Mirantis Official Blog: June 2011

Thursday, June 30, 2011

Bay Area OpenStack Meet & Drink Highlights

For those of you that weren’t able to make it yesterday and maybe for those of you who want to reminisce about the events of last night, Bay Area OpenStack Meet & Drink was probably the most well-attended OpenStack meetup in the valley to date, outside of the OpenStack summit this spring. A diverse crowd of over 120 stackers showed up – ranging from folks just learning the basics of OpenStack to hardcore code committers.

We originally planned on hosting a 30-40 person tech meetup session in a small cozy space at the Computer History Museum. However, with over 100 RSVPs we had to go all out and rent out Hahn Auditorium, making space for all of those wanting to participate.

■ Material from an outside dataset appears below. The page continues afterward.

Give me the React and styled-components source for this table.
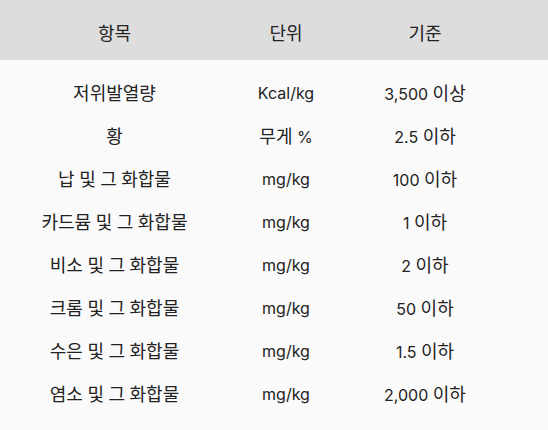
import React from 'react';
import styled, { createGlobalStyle } from 'styled-components';

const GlobalStyle = createGlobalStyle`
  html, body {
    margin: 0;
    padding: 0;
    background: #fafafa;
  }
  body {
    font-family: Inter, "Noto Sans CJK KR", sans-serif;
    color: #222;
  }
`;

const Table = styled.div`
  width: 548px;
  min-height: 430px;
  background: #fafafa;
`;

const Row = styled.div`
  display: grid;
  grid-template-columns: 229px 114px 164px 1fr;
  align-items: center;
  height: ${p => (p.$head ? '60px' : '43px')};
  padding-top: ${p => (p.$head ? '6px' : '0')};
  box-sizing: border-box;
  background: ${p => (p.$head ? '#dddddd' : 'transparent')};
`;

const Body = styled.div`
  padding-top: 11px;
`;

const Cell = styled.div`
  text-align: center;
  font-size: 16px;
  line-height: 20px;
  white-space: nowrap;
`;

// hangul is drawn a touch larger than the latin text
const Ko = styled.span`
  font-family: "Noto Sans CJK KR", sans-serif;
  font-size: 18px;
  line-height: 20px;
`;

const mixed = text =>
  text.split(/([가-힣]+)/).map((part, i) =>
    /[가-힣]/.test(part) ? <Ko key={i}>{part}</Ko> : part,
  );

const rows = [
  ['저위발열량', 'Kcal/kg', '3,500 이상'],
  ['황', '무게 %', '2.5 이하'],
  ['납 및 그 화합물', 'mg/kg', '100 이하'],
  ['카드뮴 및 그 화합물', 'mg/kg', '1 이하'],
  ['비소 및 그 화합물', 'mg/kg', '2 이하'],
  ['크롬 및 그 화합물', 'mg/kg', '50 이하'],
  ['수은 및 그 화합물', 'mg/kg', '1.5 이하'],
  ['염소 및 그 화합물', 'mg/kg', '2,000 이하'],
];

export default function App() {
  return (
    <>
      <GlobalStyle />
      <Table>
        <Row $head>
          <Cell>{mixed('항목')}</Cell>
          <Cell>{mixed('단위')}</Cell>
          <Cell>{mixed('기준')}</Cell>
        </Row>
        <Body>
          {rows.map(([item, unit, limit]) => (
            <Row key={item}>
              <Cell>{mixed(item)}</Cell>
              <Cell>{mixed(unit)}</Cell>
              <Cell>{mixed(limit)}</Cell>
            </Row>
          ))}
        </Body>
      </Table>
    </>
  );
}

First 40 minutes – people eating drinking and mingling. The food line was a bit overwhelming.

Cloud wine was served with dinner.

Joe Arnold from Cloudscaling brought a demo server, running SWIFT for people to play around with.

I opened the ceremony with a 5-minute intro – polling the audience on their experience with OpenStack, saying a few words about Mirantis and upcoming events, as well as introducing Mirantis team members.

Meanwhile, Joe was getting all too excited to do his pitch of SWIFT.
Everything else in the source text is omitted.